In the next round of voting rights legislation, the voter access and election protection should be advanced independently of public campaign funding reform. It should be considered in separate legislation after a full discussion of all the implications for minor as well major parties.
A truly inclusive democracy would give voters the right, once they have their ballots, to vote for who they want. It would give candidates, as well as voters, reasonable access to ballots. It is long past time for members of Congress legislate federal Fair Ballot Access standards along the lines of the Fair Elections Act proposed in 1989.
An inclusive democracy would employ ranked-choice voting and proportional representation to end the “spoiler effect” that is inherent in single-member-district, winner-take-all elections. This prevailing system creates strong incentives to vote negatively for a “lesser evil” instead of affirmatively for a most-preferred candidate. The Ranked-Choice Voting in Presidential Elections Act proposed in an article in the Winter 2020 of Harvard Law and Policy Review would effectively replace the Electoral College with a ranked-choice national popular vote without requiring a constitutional amendment.

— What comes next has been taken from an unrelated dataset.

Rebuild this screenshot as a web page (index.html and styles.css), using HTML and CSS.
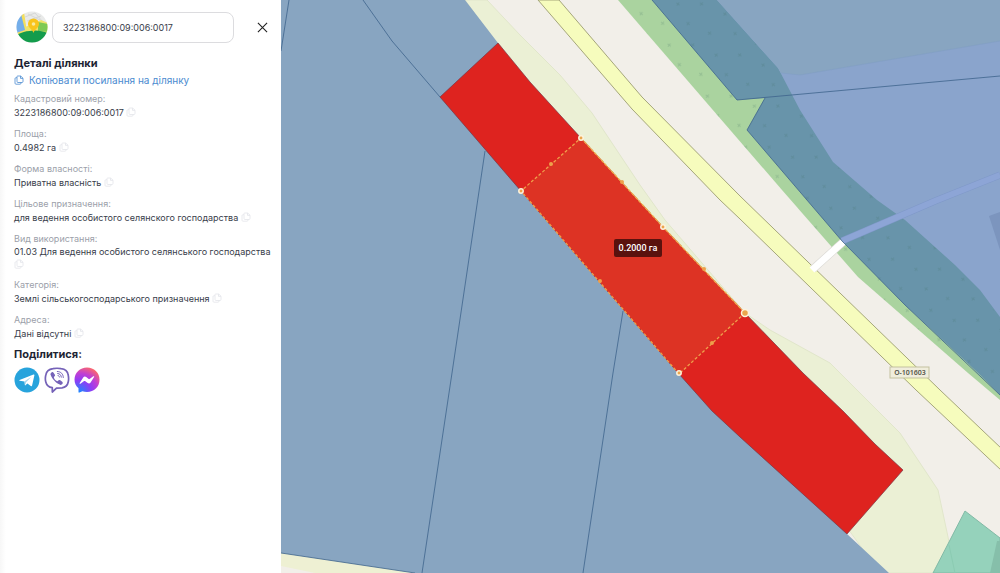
FILE: index.html
```html
<!DOCTYPE html>
<html lang="uk">
<head>
<meta charset="utf-8">
<meta name="viewport" content="width=device-width, initial-scale=1">
<title>Деталі ділянки</title>
<link rel="stylesheet" href="styles.css">
</head>
<body>
<svg class="sprite" aria-hidden="true">
  <symbol id="copy" viewBox="0 0 10 10">
    <path d="M3.500 1h3.200L9 3.200v3.300a1 1 0 0 1-1 1H4a1 1 0 0 1-1-1V1.600a.6.6 0 0 1 .5-.6zM6.500 1v2.400H9M3 2.700H2a1 1 0 0 0-1 1V8.200a1 1 0 0 0 1 1h4a1 1 0 0 0 1-1v-.7" fill="none" stroke="currentColor" stroke-width=".8"/>
  </symbol>
</svg>
<div class="app">
  <aside class="panel">
    <header class="search">
      <svg class="logo" viewBox="0 0 32 32" aria-hidden="true">
        <defs><clipPath id="disc"><circle cx="16" cy="16" r="15.500"/></clipPath></defs>
        <g clip-path="url(#disc)">
          <rect width="32" height="32" fill="#e9eae9"/>
          <path d="M9 6l10-4 8 9M12 3l12 6M11 10l14-5" fill="none" stroke="#d5d7d6"/>
          <path d="M0 0h6l4 20-10 3z" fill="#74aeea"/>
          <path d="M5 3l3-2 3 20-11 4v-3l9-3z" fill="#f3df5e"/>
          <path d="M9 16l8-3 8-4 7 3v10H9z" fill="#efe36a"/>
          <path d="M22 11l10 2v8l-10-1z" fill="#7fca54"/>
          <path d="M0 24c5-2 9-4 14-4 7-1 12 0 18 2v10H0z" fill="#149c4c"/>
        </g>
        <path d="M17.500 22c-1-4-5.500-5-5.500-9a5.500 5.500 0 0 1 11 0c0 4-4.500 5-5.500 9z" fill="#f8c41d"/>
        <circle cx="17.500" cy="13" r="1.800" fill="#f8eba0"/>
      </svg>
      <input class="search-input" type="text" value="3223186800:09:006:0017" aria-label="Кадастровий номер">
      <button class="close" type="button" aria-label="Закрити">
        <svg viewBox="0 0 12 12"><path d="M1 1l10 10M11 1L1 11" fill="none" stroke="currentColor" stroke-width="1.200"/></svg>
      </button>
    </header>
    <h1 class="heading">Деталі ділянки</h1>
    <a class="copy-link" href="#parcel"><svg class="copy-icon"><use href="#copy"/></svg><span>Копіювати посилання на ділянку</span></a>
    <dl class="details">
      <div class="field"><dt>Кадастровий номер:</dt><dd>3223186800:09:006:0017 <button class="copy" type="button" aria-label="Копіювати"><svg class="copy-icon"><use href="#copy"/></svg></button></dd></div>
      <div class="field"><dt>Площа:</dt><dd>0.4982 га <button class="copy" type="button" aria-label="Копіювати"><svg class="copy-icon"><use href="#copy"/></svg></button></dd></div>
      <div class="field"><dt>Форма власності:</dt><dd>Приватна власність <button class="copy" type="button" aria-label="Копіювати"><svg class="copy-icon"><use href="#copy"/></svg></button></dd></div>
      <div class="field"><dt>Цільове призначення:</dt><dd>для ведення особистого селянского господарства <button class="copy" type="button" aria-label="Копіювати"><svg class="copy-icon"><use href="#copy"/></svg></button></dd></div>
      <div class="field field-long"><dt>Вид використання:</dt><dd>01.03 Для ведення особистого селянського господарства <button class="copy" type="button" aria-label="Копіювати"><svg class="copy-icon"><use href="#copy"/></svg></button></dd></div>
      <div class="field"><dt>Категорія:</dt><dd>Землі сільськогосподарського призначення <button class="copy" type="button" aria-label="Копіювати"><svg class="copy-icon"><use href="#copy"/></svg></button></dd></div>
      <div class="field"><dt>Адреса:</dt><dd>Дані відсутні <button class="copy" type="button" aria-label="Копіювати"><svg class="copy-icon"><use href="#copy"/></svg></button></dd></div>
    </dl>
    <h2 class="heading">Поділитися:</h2>
    <nav class="share" aria-label="Поділитися">
      <a href="#telegram" aria-label="Telegram">
        <svg viewBox="0 0 26 26"><circle cx="13" cy="13" r="12.500" fill="#27a3dc"/><path d="M5.500 13L19.500 7.500c.7-.2 1 .2.900.8l-2.300 10.200c-.2.8-.7.900-1.300.5l-3.400-2.500-1.700 1.600c-.5.5-.9.300-.9-.3l-.3-3.300-4.800-.8c-.6-.2-.7-.5-.2-.7z" fill="#fff"/><path d="M10.600 14.300l6.800-4.600-5.300 5.600-.7 2.600z" fill="#a9d6ee"/></svg>
      </a>
      <a href="#viber" aria-label="Viber">
        <svg viewBox="0 0 26 26" fill="none" stroke="#7562b8" stroke-linecap="round"><path d="M9 1.700Q13 .8 17 1.700Q23.500 2.500 24.200 8Q25 12 24.200 15Q23.300 20 18 20.800L12.500 21.200 8.300 25V20.700Q3 20 1.800 15Q.900 12 1.800 8Q2.700 2.700 9 1.700z" stroke-width="1.700" stroke-linejoin="round"/><path d="M7.500 5.500c1-.8 1.600-.4 2.200.5l1.200 1.800c.5.900-.1 1.400-.8 2-.8.800.9 3.700 3.100 4.400.9.200 1.200-1.400 2.300-1.100 1 .3 2.400 1.500 3.100 2.200.7.900-.7 2.700-1.900 2.600C12.800 16.800 8 12.300 6.500 7.500c-.2-.8.300-1.500 1-2z" fill="#7562b8" stroke="none"/><path d="M13.300 4.500c3.700 0 6 2.600 6 6M13.700 6.500c2.200.2 3.500 1.500 3.600 3.700M14 8.500c.9.100 1.300.6 1.400 1.500"/></svg>
      </a>
      <a href="#messenger" aria-label="Messenger">
        <svg viewBox="0 0 26 26"><defs><radialGradient id="msg" cx=".2" cy="1" r="1.100"><stop offset="0" stop-color="#168bff"/><stop offset=".45" stop-color="#8f3df5"/><stop offset=".7" stop-color="#c03fd4"/><stop offset="1" stop-color="#ff6a66"/></radialGradient></defs><path d="M13 .5C6 .5.500 5.500.500 12.500c0 3.700 1.500 6.700 4 8.800V25c0 .6.400.8.900.6l3-1.300c1.500.5 3 .6 4.600.6 7 0 12.500-5 12.500-12.200C25.500 5.500 20 .5 13 .5z" fill="url(#msg)"/><path d="M5.700 16l3.500-5.500c.8-1.100 2-1.200 3-.4l2.500 1.900c.3.200.6.200.9 0l3.700-2.700c.6-.4 1.200.2.800.8L16.600 15.500c-.7 1.100-1.900 1.300-2.900.5L11 14.100c-.3-.2-.6-.2-.9 0l-3.600 2.600c-.6.400-1.200-.1-.8-.7z" fill="#fff"/></svg>
      </a>
    </nav>
  </aside>
  <main class="map">
    <svg class="map-canvas" viewBox="281 0 719 573" preserveAspectRatio="xMidYMid slice" role="img" aria-label="Карта ділянки">
      <defs>
        <pattern id="trees" width="48" height="42" patternUnits="userSpaceOnUse" patternTransform="rotate(12)">
          <path d="M4 5l4 2M7 4l-2 4M27 10l4 2M30 9l-2 4M13 25l4 2M16 24l-2 4M38 30l4 2M41 29l-2 4" stroke="#37705c" stroke-opacity=".18"/>
        </pattern>
      </defs>
      <rect x="281" width="719" height="573" fill="#f2efe9"/>
      <path d="M465 0h22l33 35 40 40 32 38 48 72 25 35 80 93 25 17 60 33 20 20 50 50 38 57 10 47 7 36H880z" fill="#ebf0d5" stroke="#e1e6cb"/>
      <path d="M281 550v16l34 7h110z" fill="#eef0d3"/>
      <path d="M281 0H465L498 43 620 250 847 534 889 573H415L281 553z" fill="#88a5c1"/>
      <path d="M538 0L632 109 720 200 740 219 916 390 1002 471V449L940 390 740 196 642 97 559 0z" fill="#f6fcbd" stroke="#a5a67b"/>
      <path d="M618 0H730L1000 290V400L968 373 913 325 858 277 782 190z" fill="#aad39f"/>
      <path d="M652 0H1000V395L978 373 905 305 842 241 747 130 765 98 737 100z" fill="#6894aa"/>
      <path d="M618 0H730L778 68 800 110 833 162 905 220 955 265 1000 317V400L968 373 913 325 858 277 782 190z" fill="url(#trees)"/>
      <path d="M717 0H1000V317L980 290 955 265 905 220 877 200 833 162 800 110 778 68z" fill="#8aa4cc"/>
      <path d="M717 0H1000V41L800 75 781 73 778 68z" fill="#88a5c1"/>
      <path d="M781 73L800 75 1000 41" fill="none" stroke="#809dc4" stroke-opacity=".5"/>
      <path d="M989 216l11-4v38z" fill="#7c95be"/>
      <path d="M842 241L935 201 1000 175" fill="none" stroke="#7f98c8" stroke-width="7"/>
      <path d="M842 241L935 201 1000 175" fill="none" stroke="#8da5d6" stroke-width="6"/>
      <path d="M813 269L843 242" stroke="#d9d7d2" stroke-width="8"/>
      <path d="M812 270L843 242" stroke="#fff" stroke-width="7"/>
      <path d="M933 573L965 511 1000 538V573z" fill="#95d2bb" stroke="#82b9a5"/>
      <path d="M997 541L990 573H1000V541z" fill="#86bfaa"/>
      <path d="M949 545L955 573" fill="none" stroke="#8bcbb2"/>
      <g class="borders">
        <path d="M289 0L281 51M363 0L392 41 440 97M485 151L452 373 422 573M623 311L613 373 583 573M281 553L415 573M652 0L737 100 1000 76M765 98L747 130 842 241 905 305 1000 395"/>
      </g>
      <path d="M498 43L530 82 581 138 663 227 745 313 803 373 843 411 875 444 903 470 847 534 740 437 712 411 679 374 521 191 440 97z" fill="#de231f" stroke="#793544" stroke-width=".7"/>
      <path d="M581 138L663 227 745 313 679 374 521 191z" fill="#dd3324" stroke="#eea04b" stroke-width="1.300" stroke-dasharray="3 2"/>
      <path d="M581 138L663 227 745 313" fill="none" stroke="#efb155"/>
      <g fill="#eea04b"><circle cx="551" cy="164" r="2"/><circle cx="622" cy="182" r="2"/><circle cx="704" cy="269" r="2"/><circle cx="600" cy="281" r="2"/><circle cx="712" cy="343" r="2"/></g>
      <g fill="#eba54c" stroke="#fdf3dc" stroke-width="1.500"><circle cx="521" cy="191" r="2.200"/><circle cx="581" cy="138" r="2.200"/><circle cx="663" cy="227" r="2.200"/><circle cx="679" cy="373" r="2.200"/><circle cx="745" cy="313" r="3.500"/></g>
      <rect x="614" y="239" width="48" height="18" rx="2" fill="#5a120e"/>
      <text class="area-label" x="638" y="251">0.2000 га</text>
      <rect x="890" y="367" width="39" height="11" fill="#f0eddc" stroke="#c4c29f"/>
      <text class="road-label" x="910" y="375">О-101603</text>
    </svg>
  </main>
</div>
</body>
</html>
```
FILE: styles.css
```css
* { box-sizing: border-box; }

body {
  margin: 0;
  font-family: Inter, "Noto Sans", sans-serif;
  font-size: 9px;
  color: #383d4a;
}

.sprite {
  position: absolute;
  width: 0;
  height: 0;
}

.app {
  display: flex;
  min-height: 100vh;
}

.panel {
  flex: none;
  width: clamp(281px, 28%, 360px);
  padding: 11px 8px 16px 14px;
  background: linear-gradient(to right, #f7f7f7, #fff 6px);
}

.search {
  display: flex;
  align-items: center;
  gap: 4px;
  padding-left: 2px;
  margin-bottom: 12px;
}

.logo {
  flex: none;
  width: 32px;
  height: 32px;
}

.search-input {
  flex: 1;
  min-width: 0;
  height: 31px;
  padding: 0 10px;
  border: 1px solid #dcdcdf;
  border-radius: 8px;
  background: #fff;
  color: #383d4a;
  font: inherit;
}

.close {
  display: flex;
  margin-left: 14px;
  padding: 5px;
  border: 0;
  background: none;
  color: #222;
}

.close svg {
  width: 11px;
  height: 11px;
}

.heading {
  margin: 0;
  color: #1d2433;
  font-size: 11px;
  font-weight: 700;
  line-height: 16px;
}

.copy-link {
  display: flex;
  align-items: center;
  gap: 5px;
  margin-bottom: 3px;
  color: #4b8bd0;
  font-size: 10px;
  line-height: 18px;
  text-decoration: none;
}

.copy-icon {
  display: block;
  width: 10px;
  height: 10px;
}

.details {
  display: grid;
  gap: 7px;
  margin: 0 0 5px;
}

.field dt {
  color: #9c9faa;
  line-height: 13px;
}

.field dd {
  margin: 0;
  line-height: 15px;
}

.field-long dd {
  line-height: 13px;
}

.copy {
  padding: 0;
  border: 0;
  background: none;
  color: #e3e5ea;
  vertical-align: -1px;
}

.share {
  display: flex;
  gap: 4px;
  margin-top: 5px;
}

.share svg {
  display: block;
  width: 26px;
  height: 26px;
}

.map {
  position: relative;
  flex: 1;
  min-width: 0;
}

.map-canvas {
  position: absolute;
  inset: 0;
  width: 100%;
  height: 100%;
}

.borders {
  fill: none;
  stroke: #3f648c;
  stroke-width: 1px;
  stroke-opacity: .8;
}

.area-label {
  fill: #fff;
  font-family: Roboto, sans-serif;
  font-size: 9px;
  font-weight: 500;
  text-anchor: middle;
}

.road-label {
  fill: #55554a;
  font-family: "Noto Sans", sans-serif;
  font-size: 7px;
  font-weight: 600;
  text-anchor: middle;
}
```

The Fair Representation Act (HR 3863) introduced in the House by Congressman Don Beyer (D-Virginia) would create proportional representation in the House through ranked-choice voting in multi-member House districts as well as ranked-choice voting for Senators.
These reforms for an inclusive democracy – full public campaign funding, fair ballot access, ranked-choice voting, proportional representation – would give every voter a free choice among all political viewpoints and every political viewpoint would receive its fair share of representation in proportion to its voter support.
Howie Hawkins was the Green Party candidate for President in 2020.